● **Exercise description**
Skip the pictures, please, and write out exactly the lines from the opening of the data through the line containing "import React from".

● **Data block**
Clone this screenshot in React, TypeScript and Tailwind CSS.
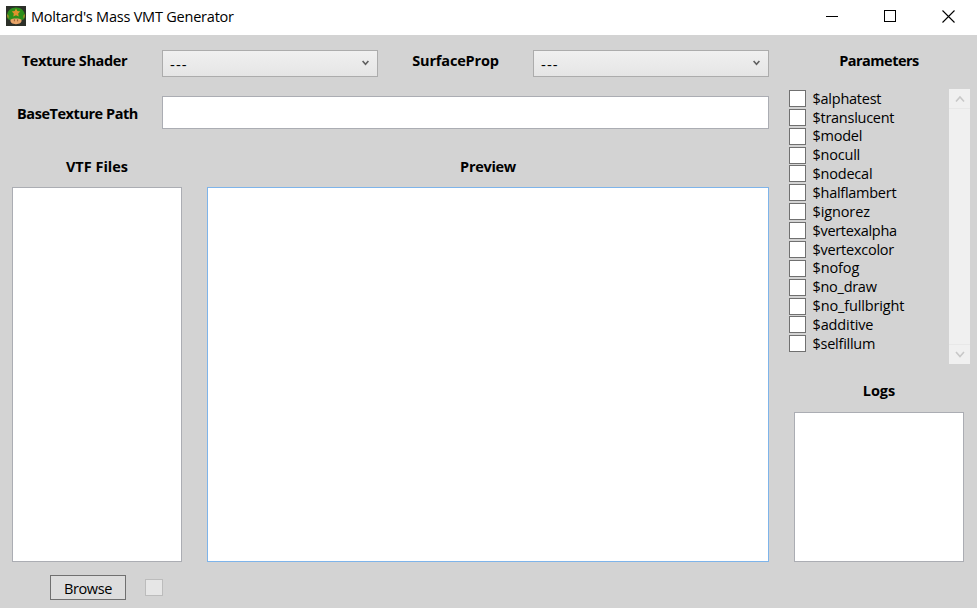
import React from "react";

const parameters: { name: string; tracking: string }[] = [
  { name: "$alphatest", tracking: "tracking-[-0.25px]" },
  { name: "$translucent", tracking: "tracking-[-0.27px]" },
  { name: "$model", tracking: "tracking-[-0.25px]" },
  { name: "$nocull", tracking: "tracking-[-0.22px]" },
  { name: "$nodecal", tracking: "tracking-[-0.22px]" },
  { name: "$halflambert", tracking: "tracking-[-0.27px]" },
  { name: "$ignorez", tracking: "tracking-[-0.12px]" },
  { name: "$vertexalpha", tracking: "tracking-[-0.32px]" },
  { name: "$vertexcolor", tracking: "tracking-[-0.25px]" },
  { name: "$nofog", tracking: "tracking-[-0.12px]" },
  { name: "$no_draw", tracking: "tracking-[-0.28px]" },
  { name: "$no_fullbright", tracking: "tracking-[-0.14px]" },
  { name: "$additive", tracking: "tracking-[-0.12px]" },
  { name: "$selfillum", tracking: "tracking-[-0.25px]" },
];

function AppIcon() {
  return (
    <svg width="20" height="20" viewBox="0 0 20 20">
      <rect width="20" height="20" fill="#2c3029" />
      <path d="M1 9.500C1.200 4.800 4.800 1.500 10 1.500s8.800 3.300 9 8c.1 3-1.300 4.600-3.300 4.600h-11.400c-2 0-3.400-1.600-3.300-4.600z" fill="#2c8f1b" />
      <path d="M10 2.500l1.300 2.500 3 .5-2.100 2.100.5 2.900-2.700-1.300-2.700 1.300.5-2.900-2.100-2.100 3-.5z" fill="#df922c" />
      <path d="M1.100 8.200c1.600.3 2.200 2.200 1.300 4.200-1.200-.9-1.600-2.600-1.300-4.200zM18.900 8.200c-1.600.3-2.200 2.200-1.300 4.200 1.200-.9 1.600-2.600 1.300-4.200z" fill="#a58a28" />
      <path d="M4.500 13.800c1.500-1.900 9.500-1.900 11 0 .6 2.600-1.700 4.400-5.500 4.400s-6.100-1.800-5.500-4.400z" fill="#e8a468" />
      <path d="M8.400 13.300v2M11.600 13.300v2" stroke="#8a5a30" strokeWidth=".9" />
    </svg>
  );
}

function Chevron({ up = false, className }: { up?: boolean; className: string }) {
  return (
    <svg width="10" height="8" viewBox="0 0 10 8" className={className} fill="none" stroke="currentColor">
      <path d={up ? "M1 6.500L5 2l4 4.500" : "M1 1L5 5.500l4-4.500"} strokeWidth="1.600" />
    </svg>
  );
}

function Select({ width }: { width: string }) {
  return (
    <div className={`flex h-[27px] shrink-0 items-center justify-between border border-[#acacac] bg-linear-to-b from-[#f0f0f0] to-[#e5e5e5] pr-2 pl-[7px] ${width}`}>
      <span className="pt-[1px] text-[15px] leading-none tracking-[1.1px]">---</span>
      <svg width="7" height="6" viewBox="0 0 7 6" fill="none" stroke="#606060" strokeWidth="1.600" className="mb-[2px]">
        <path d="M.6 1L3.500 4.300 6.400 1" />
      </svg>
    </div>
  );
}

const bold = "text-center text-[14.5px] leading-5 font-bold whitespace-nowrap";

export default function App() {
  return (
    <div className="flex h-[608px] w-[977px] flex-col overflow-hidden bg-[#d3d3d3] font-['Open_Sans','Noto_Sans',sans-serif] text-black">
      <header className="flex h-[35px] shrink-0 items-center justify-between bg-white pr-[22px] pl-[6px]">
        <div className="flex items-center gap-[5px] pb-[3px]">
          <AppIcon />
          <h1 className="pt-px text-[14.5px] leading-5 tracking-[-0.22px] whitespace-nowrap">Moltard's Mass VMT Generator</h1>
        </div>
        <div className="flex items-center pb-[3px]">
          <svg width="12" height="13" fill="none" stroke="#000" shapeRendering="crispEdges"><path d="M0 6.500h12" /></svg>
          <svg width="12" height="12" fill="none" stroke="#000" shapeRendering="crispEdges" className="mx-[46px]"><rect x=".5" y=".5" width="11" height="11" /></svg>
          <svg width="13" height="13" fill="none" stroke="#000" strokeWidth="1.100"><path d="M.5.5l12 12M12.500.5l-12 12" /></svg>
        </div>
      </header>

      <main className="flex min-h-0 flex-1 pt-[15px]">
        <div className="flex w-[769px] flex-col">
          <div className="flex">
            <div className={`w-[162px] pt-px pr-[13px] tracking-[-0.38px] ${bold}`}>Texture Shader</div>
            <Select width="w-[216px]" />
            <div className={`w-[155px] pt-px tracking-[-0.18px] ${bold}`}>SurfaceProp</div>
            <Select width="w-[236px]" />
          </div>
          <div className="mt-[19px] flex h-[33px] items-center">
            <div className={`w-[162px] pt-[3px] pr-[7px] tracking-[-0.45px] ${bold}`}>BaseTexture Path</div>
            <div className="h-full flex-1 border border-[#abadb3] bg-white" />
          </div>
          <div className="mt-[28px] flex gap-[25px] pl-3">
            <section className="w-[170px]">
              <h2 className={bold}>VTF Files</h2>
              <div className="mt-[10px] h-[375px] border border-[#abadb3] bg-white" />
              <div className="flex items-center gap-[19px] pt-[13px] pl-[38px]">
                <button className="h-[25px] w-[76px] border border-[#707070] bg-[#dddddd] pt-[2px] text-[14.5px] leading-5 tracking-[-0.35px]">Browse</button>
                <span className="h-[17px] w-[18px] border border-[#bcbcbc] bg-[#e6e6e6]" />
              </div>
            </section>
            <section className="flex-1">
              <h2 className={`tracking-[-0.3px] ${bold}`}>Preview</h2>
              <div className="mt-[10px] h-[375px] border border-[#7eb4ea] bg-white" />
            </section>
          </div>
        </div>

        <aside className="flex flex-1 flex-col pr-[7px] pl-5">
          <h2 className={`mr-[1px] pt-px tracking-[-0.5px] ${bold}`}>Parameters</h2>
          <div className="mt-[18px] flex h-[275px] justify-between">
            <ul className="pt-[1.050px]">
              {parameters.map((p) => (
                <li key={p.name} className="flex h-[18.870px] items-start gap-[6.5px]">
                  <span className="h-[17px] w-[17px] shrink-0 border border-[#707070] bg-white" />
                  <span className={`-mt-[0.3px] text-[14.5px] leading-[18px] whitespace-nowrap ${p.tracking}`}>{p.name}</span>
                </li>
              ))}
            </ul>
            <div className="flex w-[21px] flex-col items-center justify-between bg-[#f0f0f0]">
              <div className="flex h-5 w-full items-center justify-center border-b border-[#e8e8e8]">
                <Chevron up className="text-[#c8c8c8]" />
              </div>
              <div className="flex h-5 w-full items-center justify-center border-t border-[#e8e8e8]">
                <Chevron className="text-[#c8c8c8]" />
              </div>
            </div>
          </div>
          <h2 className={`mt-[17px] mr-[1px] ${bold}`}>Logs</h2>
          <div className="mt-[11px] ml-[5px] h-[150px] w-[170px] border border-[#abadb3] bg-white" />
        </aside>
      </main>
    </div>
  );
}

● **In response**
Clone this screenshot in React, TypeScript and Tailwind CSS.
import React from "react";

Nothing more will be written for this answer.